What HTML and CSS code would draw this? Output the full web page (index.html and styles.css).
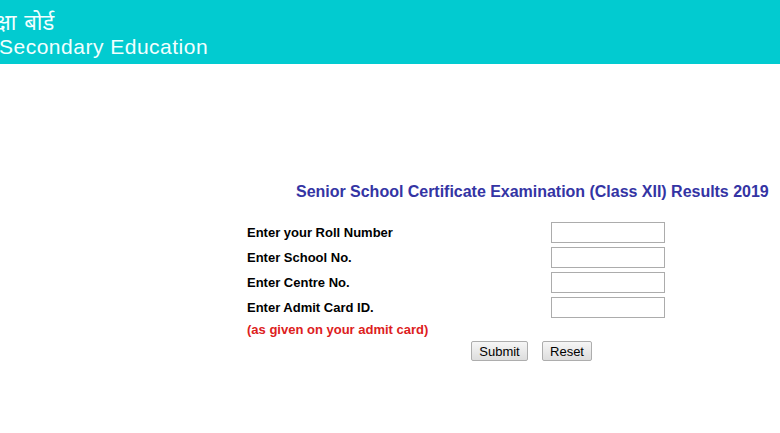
FILE: index.html
```html
<!DOCTYPE html>
<html lang="en">
<head>
<meta charset="utf-8">
<title>Results 2019</title>
<link rel="stylesheet" href="styles.css">
</head>
<body>
<header class="banner">
  <div class="banner-hi">क्षा बोर्ड</div>
  <div class="banner-en">Secondary Education</div>
</header>
<main class="content">
  <h1 class="title">Senior School Certificate Examination (Class XII) Results 2019</h1>
  <form class="form">
    <div class="row"><label class="label">Enter your Roll Number</label><input class="field" type="text"></div>
    <div class="row"><label class="label">Enter School No.</label><input class="field" type="text"></div>
    <div class="row"><label class="label">Enter Centre No.</label><input class="field" type="text"></div>
    <div class="row"><label class="label">Enter Admit Card ID.</label><input class="field" type="text"></div>
    <div class="note">(as given on your admit card)</div>
    <div class="actions">
      <button class="btn btn-submit" type="button">Submit</button>
      <button class="btn btn-reset" type="button">Reset</button>
    </div>
  </form>
</main>
</body>
</html>
```

FILE: styles.css
```css
* { box-sizing: border-box; }
html, body { margin: 0; padding: 0; background: #fff; }
body { font-family: "Liberation Sans", Arial, sans-serif; overflow: hidden; }

.banner {
  height: 64px;
  background: #02cbd0;
  color: #f2ffff;
  overflow: hidden;
  padding-top: 8px;
}
.banner-hi {
  font-family: "Noto Sans", "Liberation Sans", sans-serif;
  font-size: 22px;
  line-height: 27px;
  margin-left: -5px;
  word-spacing: 2px;
}
.banner-en {
  font-size: 21px;
  line-height: 24px;
  letter-spacing: 0.5px;
  margin-left: -1px;
}

.content {
  padding-top: 118px;
  padding-left: 247px;
}
.title {
  margin: 0 0 0 49px;
  font-size: 16px;
  line-height: 20px;
  font-weight: bold;
  color: #3434a4;
  white-space: nowrap;
  letter-spacing: -0.02px;
}
.form {
  margin-top: 18px;
  width: 418px;
}
.row {
  display: flex;
  justify-content: space-between;
  align-items: center;
  height: 25px;
}
.label {
  font-size: 13px;
  font-weight: bold;
  color: #000;
}
.field {
  width: 114px;
  height: 21px;
  border: 1px solid #acacac;
  background: #fff;
  margin: 0;
  padding: 0;
}
.note {
  font-size: 13px;
  font-weight: bold;
  color: #dd2020;
  height: 20px;
  line-height: 20px;
}
.actions {
  display: flex;
  gap: 14px;
  padding-left: 224px;
  margin-top: 1px;
}
.btn {
  font-family: "Liberation Sans", Arial, sans-serif;
  font-size: 13px;
  height: 20px;
  padding: 0;
  border: 1px solid #adadad;
  border-radius: 2px;
  background: linear-gradient(#f6f6f6, #dddddd);
  color: #000;
}
.btn-submit { width: 57px; }
.btn-reset { width: 50px; }
```
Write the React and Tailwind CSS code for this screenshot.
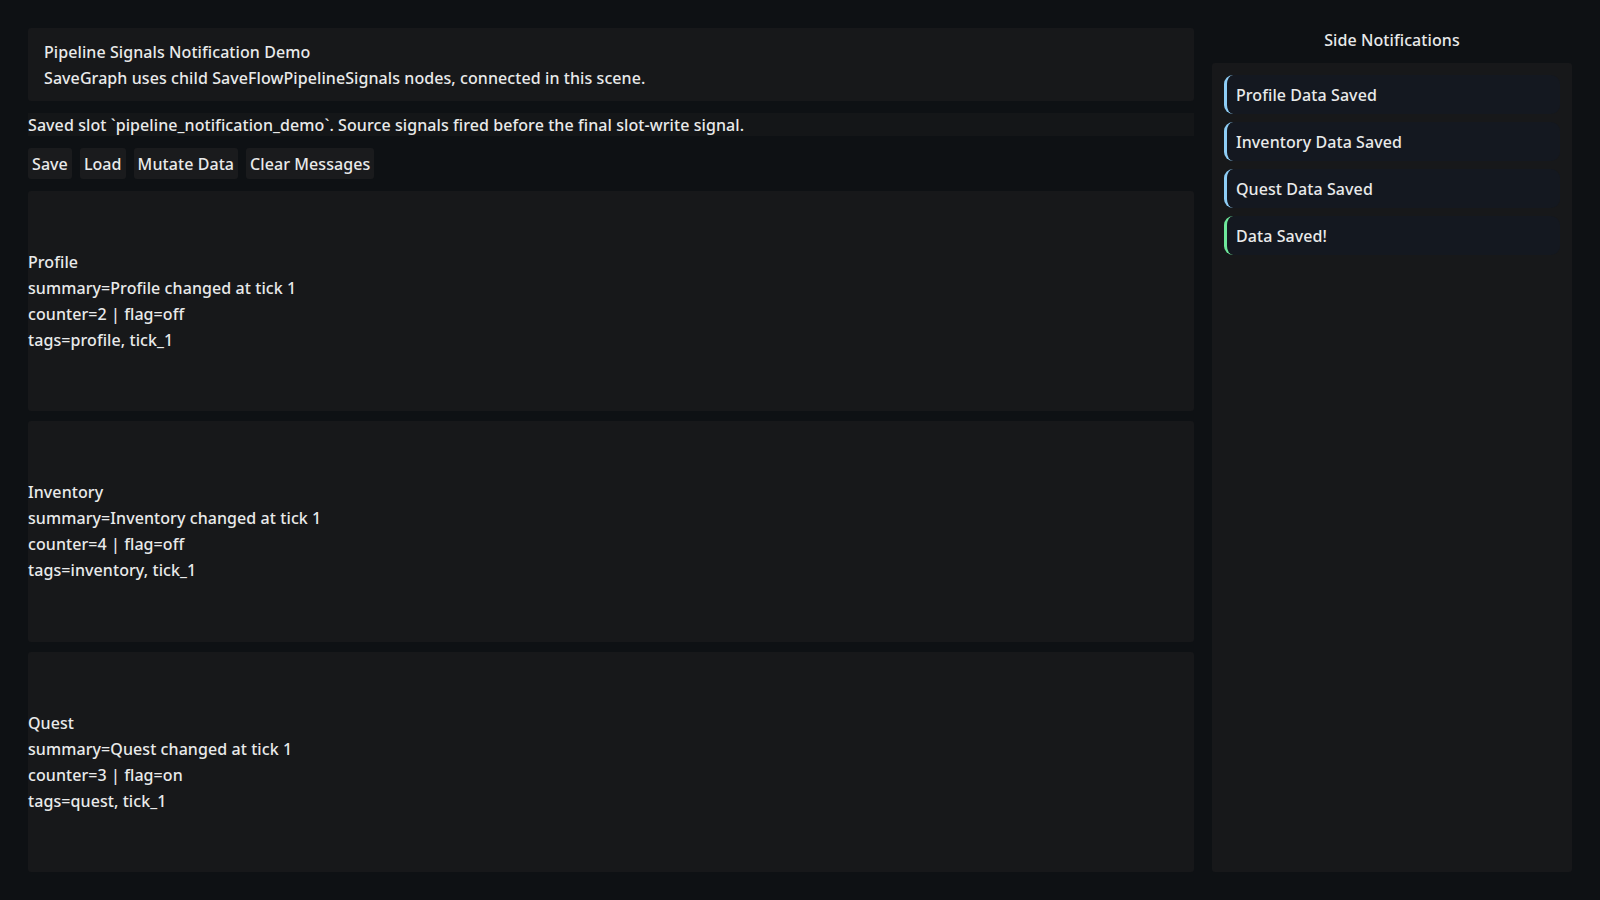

——————————

■ **WHAT TO PRODUCE**: Reproduce all of the data exactly; the pictures do not belong in the copy.

■ **SOLUTION TO THE PROBLEM**:
What HTML and CSS code would draw this? Output the full web page (index.html and styles.css).
FILE: index.html
```html
<!DOCTYPE html>
<html lang="en">
<head>
<meta charset="utf-8">
<title>Results 2019</title>
<link rel="stylesheet" href="styles.css">
</head>
<body>
<header class="banner">
  <div class="banner-hi">क्षा बोर्ड</div>
  <div class="banner-en">Secondary Education</div>
</header>
<main class="content">
  <h1 class="title">Senior School Certificate Examination (Class XII) Results 2019</h1>
  <form class="form">
    <div class="row"><label class="label">Enter your Roll Number</label><input class="field" type="text"></div>
    <div class="row"><label class="label">Enter School No.</label><input class="field" type="text"></div>
    <div class="row"><label class="label">Enter Centre No.</label><input class="field" type="text"></div>
    <div class="row"><label class="label">Enter Admit Card ID.</label><input class="field" type="text"></div>
    <div class="note">(as given on your admit card)</div>
    <div class="actions">
      <button class="btn btn-submit" type="button">Submit</button>
      <button class="btn btn-reset" type="button">Reset</button>
    </div>
  </form>
</main>
</body>
</html>
```

FILE: styles.css
```css
* { box-sizing: border-box; }
html, body { margin: 0; padding: 0; background: #fff; }
body { font-family: "Liberation Sans", Arial, sans-serif; overflow: hidden; }

.banner {
  height: 64px;
  background: #02cbd0;
  color: #f2ffff;
  overflow: hidden;
  padding-top: 8px;
}
.banner-hi {
  font-family: "Noto Sans", "Liberation Sans", sans-serif;
  font-size: 22px;
  line-height: 27px;
  margin-left: -5px;
  word-spacing: 2px;
}
.banner-en {
  font-size: 21px;
  line-height: 24px;
  letter-spacing: 0.5px;
  margin-left: -1px;
}

.content {
  padding-top: 118px;
  padding-left: 247px;
}
.title {
  margin: 0 0 0 49px;
  font-size: 16px;
  line-height: 20px;
  font-weight: bold;
  color: #3434a4;
  white-space: nowrap;
  letter-spacing: -0.02px;
}
.form {
  margin-top: 18px;
  width: 418px;
}
.row {
  display: flex;
  justify-content: space-between;
  align-items: center;
  height: 25px;
}
.label {
  font-size: 13px;
  font-weight: bold;
  color: #000;
}
.field {
  width: 114px;
  height: 21px;
  border: 1px solid #acacac;
  background: #fff;
  margin: 0;
  padding: 0;
}
.note {
  font-size: 13px;
  font-weight: bold;
  color: #dd2020;
  height: 20px;
  line-height: 20px;
}
.actions {
  display: flex;
  gap: 14px;
  padding-left: 224px;
  margin-top: 1px;
}
.btn {
  font-family: "Liberation Sans", Arial, sans-serif;
  font-size: 13px;
  height: 20px;
  padding: 0;
  border: 1px solid #adadad;
  border-radius: 2px;
  background: linear-gradient(#f6f6f6, #dddddd);
  color: #000;
}
.btn-submit { width: 57px; }
.btn-reset { width: 50px; }
```
Write the React and Tailwind CSS code for this screenshot.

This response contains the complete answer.